生分解性プラスチックとは、自然界に存在する微生物の働きにより、水と二酸化炭素に分解される性質を持つプラスチックの事を指します。
使用後に完全に分解され、環境への影響が無いことから、使用済プラスチックを処分する為の、埋立地の確保や、海洋流出による生態系への悪影響等、深刻化している事柄を解決する、環境に優しい素材として注目されています。
<生分解性プラスチック製品の主な用途>
- 農業・土木資材(マルチフィルム、燻蒸フィルム、獣害対策忌避ネットなど)
- 食品残渣(生ごみ)収集袋
- 食品容器包装(食品容器包装、カトラリー、ストローなど)
生分解性プラスチックは、自然分解される性質から、主に使い捨て製品に使用されています。
農業用マルチフィルムに生分解性を持たせれば、使用後は畑に鋤きこむ事で分解される為、回収の負担軽減や廃棄物削減に大きなメリットを持たせられます。
<生分解性プラスチックの種類>
生物資源(バイオマス)由来
・PLA(ポリ乳酸)、PHBH(ポリヒドロキシブチレート/ヒドロキシヘキサノエート) など
バイオマス+石油由来
・バイオPBS(ポリブチレンサクシネート)・ポリ乳酸ブレンドPBAT など
石油由来
・PVA(ポリビニルアルコール)・ポリブチレンアジペート/テレフタート(PBAT) など
生分解性を持つ原料であっても、どのような環境で生分解性を発現するかは、その種類によって異なります。
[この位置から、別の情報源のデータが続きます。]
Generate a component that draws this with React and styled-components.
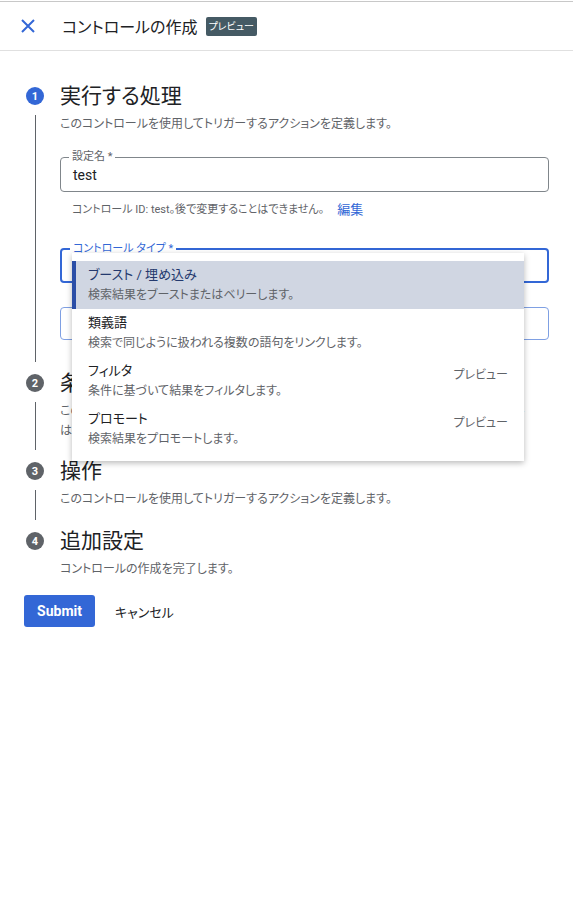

例えば、マイクロプラスチックの海洋流出が深刻化する水環境での生分解性を発揮できるのは、
生分解性プラスチックの中でもPHBH(ポリヒドロキシブチレート/ヒドロキシヘキサノエート)などのごく一部に限られます。
PLA(ポリ乳酸)はコンポストでの高温多湿な環境では分解されるが、水環境では分解されにくい性質を持ちます。
それぞれの環境で温度や湿度、微生物の種類は異なり、分解されやすいプラスチックの種類も異なります。